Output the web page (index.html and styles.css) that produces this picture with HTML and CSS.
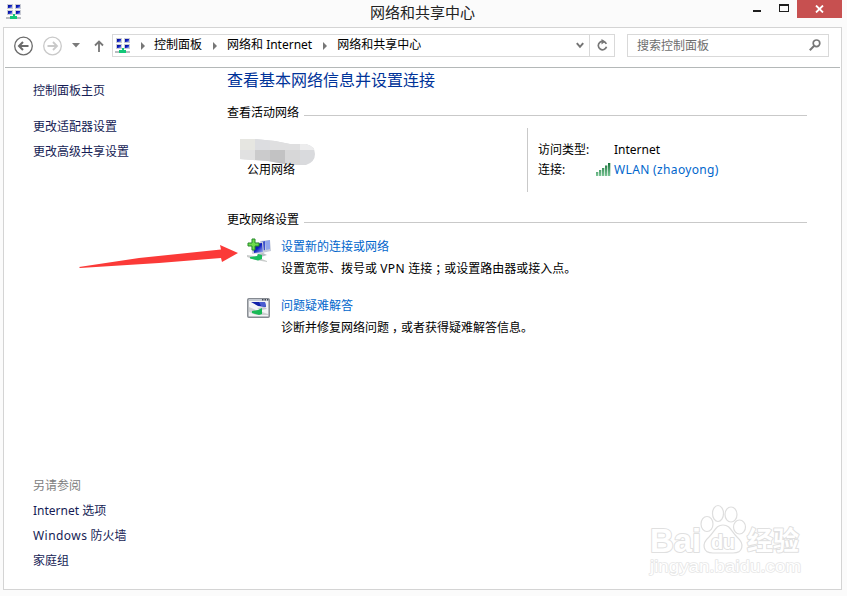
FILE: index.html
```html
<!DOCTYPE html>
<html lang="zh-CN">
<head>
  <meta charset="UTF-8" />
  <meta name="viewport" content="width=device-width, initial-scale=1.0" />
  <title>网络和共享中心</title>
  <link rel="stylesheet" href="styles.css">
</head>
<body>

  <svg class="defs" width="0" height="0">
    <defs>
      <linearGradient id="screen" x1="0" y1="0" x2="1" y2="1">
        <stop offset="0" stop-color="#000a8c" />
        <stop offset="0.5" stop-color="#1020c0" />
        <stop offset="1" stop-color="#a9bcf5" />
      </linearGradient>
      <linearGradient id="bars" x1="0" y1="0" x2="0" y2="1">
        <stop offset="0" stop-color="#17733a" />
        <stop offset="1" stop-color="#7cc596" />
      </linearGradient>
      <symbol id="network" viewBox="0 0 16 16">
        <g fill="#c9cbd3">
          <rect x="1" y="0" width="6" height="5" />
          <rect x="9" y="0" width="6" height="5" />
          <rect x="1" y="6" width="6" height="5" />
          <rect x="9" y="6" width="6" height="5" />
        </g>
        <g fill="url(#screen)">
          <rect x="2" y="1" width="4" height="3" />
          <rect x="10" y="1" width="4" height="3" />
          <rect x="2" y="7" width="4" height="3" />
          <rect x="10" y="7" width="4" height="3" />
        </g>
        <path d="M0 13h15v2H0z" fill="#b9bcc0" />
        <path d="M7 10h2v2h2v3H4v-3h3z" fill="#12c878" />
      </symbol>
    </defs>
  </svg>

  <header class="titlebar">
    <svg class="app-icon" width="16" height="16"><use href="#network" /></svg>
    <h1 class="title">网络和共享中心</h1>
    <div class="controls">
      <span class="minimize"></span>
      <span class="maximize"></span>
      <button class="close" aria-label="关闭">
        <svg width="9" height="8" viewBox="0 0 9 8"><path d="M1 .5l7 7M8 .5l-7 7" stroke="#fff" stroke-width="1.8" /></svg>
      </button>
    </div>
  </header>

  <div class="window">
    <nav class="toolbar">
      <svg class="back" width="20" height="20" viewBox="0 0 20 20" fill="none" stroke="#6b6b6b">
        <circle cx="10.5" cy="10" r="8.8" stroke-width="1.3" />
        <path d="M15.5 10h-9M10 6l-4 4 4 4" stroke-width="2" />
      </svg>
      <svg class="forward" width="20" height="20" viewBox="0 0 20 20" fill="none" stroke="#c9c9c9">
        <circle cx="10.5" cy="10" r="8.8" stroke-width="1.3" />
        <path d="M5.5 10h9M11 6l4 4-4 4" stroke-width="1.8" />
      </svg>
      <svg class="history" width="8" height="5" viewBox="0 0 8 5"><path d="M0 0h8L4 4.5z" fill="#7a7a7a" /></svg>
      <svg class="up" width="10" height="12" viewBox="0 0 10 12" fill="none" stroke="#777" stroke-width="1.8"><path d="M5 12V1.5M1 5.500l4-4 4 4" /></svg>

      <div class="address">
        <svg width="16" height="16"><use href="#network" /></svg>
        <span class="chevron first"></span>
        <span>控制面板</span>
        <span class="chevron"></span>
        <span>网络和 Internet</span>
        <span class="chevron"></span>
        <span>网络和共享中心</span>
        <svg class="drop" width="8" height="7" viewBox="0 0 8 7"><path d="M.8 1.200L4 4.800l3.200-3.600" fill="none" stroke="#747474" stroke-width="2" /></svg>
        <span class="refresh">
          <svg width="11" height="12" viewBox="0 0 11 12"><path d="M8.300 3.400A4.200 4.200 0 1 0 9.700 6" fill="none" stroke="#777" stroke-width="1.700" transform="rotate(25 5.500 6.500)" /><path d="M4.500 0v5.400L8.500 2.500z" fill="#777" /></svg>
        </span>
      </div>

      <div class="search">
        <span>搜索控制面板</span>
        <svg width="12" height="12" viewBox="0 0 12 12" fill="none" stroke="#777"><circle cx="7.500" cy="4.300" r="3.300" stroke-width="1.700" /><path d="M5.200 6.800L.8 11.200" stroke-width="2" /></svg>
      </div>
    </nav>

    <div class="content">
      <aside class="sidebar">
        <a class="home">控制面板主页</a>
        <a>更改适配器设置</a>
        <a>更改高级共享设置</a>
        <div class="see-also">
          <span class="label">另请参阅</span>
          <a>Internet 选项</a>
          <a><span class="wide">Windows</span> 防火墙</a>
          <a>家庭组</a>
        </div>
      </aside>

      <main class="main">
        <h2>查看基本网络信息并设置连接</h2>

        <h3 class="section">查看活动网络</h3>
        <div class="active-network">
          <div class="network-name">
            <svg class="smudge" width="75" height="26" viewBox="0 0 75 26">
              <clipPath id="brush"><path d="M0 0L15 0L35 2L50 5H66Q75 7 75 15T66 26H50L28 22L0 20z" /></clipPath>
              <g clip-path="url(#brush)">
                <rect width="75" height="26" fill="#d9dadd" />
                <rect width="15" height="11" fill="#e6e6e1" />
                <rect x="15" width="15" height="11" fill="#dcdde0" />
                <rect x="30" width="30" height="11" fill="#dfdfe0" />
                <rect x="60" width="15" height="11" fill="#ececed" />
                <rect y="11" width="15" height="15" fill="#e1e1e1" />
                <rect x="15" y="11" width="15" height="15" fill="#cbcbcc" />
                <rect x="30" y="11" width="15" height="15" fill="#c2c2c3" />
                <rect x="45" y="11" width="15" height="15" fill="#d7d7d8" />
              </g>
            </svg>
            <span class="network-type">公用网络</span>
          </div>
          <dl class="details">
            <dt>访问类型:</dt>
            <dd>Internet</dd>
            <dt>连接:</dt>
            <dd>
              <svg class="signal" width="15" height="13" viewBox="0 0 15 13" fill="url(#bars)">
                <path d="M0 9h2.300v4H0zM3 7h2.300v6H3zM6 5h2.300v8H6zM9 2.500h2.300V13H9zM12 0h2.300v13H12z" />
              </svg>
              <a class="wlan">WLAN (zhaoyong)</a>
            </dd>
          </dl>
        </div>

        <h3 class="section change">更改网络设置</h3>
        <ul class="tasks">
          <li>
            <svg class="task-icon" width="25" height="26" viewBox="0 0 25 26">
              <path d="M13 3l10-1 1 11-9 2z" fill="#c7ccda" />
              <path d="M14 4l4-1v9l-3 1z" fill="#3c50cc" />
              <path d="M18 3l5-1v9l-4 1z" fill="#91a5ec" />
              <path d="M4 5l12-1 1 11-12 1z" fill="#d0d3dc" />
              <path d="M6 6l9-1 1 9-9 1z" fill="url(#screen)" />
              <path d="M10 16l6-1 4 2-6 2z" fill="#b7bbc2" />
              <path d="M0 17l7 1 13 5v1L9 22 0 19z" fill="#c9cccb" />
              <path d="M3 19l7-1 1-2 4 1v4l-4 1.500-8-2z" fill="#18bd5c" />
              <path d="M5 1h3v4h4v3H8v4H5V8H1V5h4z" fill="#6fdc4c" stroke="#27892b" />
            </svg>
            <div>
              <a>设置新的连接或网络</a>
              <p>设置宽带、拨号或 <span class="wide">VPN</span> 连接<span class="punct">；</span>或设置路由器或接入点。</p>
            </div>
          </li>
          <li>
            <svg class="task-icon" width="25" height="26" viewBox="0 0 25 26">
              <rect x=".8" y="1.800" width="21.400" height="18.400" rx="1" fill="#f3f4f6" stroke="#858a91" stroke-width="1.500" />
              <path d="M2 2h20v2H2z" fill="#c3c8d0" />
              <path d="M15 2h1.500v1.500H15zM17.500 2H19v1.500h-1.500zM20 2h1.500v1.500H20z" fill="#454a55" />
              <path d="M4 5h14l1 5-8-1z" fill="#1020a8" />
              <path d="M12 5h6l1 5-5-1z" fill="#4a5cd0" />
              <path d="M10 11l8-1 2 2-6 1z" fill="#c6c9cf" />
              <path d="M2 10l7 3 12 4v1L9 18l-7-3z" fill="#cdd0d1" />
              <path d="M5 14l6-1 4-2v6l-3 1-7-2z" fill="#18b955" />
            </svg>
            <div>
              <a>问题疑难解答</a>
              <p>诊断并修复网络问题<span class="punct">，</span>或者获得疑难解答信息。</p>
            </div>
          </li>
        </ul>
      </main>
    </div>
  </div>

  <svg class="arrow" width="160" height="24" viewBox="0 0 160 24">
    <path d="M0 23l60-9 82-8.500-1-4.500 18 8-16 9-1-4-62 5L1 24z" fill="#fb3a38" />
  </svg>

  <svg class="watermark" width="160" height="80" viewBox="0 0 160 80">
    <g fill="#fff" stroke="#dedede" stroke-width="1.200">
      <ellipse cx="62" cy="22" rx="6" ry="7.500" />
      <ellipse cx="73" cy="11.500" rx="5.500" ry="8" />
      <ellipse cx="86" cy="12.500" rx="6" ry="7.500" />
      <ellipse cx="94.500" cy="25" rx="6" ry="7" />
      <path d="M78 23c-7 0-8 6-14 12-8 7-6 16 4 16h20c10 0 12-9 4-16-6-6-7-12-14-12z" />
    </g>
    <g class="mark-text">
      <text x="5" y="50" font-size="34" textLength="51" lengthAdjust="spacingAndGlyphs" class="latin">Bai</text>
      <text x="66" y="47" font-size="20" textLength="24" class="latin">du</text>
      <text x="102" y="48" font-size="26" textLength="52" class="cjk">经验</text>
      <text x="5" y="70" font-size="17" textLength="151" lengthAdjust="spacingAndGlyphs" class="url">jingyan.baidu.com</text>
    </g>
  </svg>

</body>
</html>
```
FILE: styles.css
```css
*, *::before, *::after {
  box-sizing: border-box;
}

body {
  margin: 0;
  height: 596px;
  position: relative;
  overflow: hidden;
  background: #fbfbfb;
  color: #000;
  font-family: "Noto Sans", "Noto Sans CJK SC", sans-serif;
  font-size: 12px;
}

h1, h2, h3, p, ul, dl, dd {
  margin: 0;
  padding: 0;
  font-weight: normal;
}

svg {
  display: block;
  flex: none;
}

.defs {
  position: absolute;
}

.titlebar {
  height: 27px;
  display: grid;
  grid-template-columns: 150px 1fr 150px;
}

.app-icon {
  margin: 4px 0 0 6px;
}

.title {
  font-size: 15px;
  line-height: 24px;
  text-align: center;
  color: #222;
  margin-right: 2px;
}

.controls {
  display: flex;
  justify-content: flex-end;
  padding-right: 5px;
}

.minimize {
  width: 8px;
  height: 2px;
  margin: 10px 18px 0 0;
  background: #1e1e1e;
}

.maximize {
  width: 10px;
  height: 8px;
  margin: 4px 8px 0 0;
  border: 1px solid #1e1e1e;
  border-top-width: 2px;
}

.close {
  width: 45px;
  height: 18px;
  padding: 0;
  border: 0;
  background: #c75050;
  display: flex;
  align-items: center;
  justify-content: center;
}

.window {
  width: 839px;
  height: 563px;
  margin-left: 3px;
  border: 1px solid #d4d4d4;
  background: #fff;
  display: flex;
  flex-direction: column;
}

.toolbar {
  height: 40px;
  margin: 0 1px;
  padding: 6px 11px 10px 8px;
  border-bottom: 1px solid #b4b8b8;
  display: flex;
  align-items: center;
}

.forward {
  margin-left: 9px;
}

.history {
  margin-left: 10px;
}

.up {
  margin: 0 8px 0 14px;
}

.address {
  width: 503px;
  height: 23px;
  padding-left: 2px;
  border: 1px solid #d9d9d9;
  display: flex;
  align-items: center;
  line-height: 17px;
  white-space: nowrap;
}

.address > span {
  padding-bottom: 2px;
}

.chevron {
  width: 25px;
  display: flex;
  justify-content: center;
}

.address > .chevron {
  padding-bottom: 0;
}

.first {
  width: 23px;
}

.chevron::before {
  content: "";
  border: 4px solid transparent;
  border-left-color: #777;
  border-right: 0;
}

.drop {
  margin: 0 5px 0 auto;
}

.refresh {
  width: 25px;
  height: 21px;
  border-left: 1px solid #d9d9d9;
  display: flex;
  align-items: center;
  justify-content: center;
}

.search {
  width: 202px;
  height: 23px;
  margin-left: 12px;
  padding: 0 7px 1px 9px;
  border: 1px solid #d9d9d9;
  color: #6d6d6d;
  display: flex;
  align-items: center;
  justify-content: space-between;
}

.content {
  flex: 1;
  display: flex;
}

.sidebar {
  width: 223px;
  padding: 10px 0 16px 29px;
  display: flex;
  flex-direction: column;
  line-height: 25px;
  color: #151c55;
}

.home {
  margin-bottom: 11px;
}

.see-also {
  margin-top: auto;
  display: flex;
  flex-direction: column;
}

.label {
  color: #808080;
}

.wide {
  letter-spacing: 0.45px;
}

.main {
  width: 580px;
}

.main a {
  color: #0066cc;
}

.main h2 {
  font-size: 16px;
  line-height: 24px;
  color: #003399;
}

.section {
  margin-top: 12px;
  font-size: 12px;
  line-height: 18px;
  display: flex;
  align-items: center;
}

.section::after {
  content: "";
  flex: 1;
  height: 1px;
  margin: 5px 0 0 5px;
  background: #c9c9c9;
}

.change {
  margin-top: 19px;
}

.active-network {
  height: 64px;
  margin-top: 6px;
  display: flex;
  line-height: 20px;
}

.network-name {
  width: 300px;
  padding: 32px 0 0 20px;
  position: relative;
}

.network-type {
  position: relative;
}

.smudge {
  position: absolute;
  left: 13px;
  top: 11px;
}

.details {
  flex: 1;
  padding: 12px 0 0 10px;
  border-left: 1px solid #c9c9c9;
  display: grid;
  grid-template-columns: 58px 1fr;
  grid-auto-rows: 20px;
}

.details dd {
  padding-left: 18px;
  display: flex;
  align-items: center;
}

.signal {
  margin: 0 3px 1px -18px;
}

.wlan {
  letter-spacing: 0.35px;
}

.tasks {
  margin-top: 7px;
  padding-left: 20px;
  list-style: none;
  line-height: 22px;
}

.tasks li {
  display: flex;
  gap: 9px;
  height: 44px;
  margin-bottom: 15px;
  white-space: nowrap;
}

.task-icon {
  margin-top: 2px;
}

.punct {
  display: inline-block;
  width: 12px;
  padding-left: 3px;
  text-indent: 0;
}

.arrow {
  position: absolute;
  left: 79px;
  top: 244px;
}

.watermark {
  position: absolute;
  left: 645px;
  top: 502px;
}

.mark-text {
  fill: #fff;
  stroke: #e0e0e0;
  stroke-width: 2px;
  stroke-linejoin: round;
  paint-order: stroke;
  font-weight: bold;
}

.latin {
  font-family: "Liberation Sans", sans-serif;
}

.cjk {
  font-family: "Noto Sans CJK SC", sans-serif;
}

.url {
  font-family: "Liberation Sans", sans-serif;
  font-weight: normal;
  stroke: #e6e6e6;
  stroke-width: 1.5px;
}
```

━━━

• **Your objective**
Say how many lines in this material hold "index", and say nothing else.

• **Exercise result**
2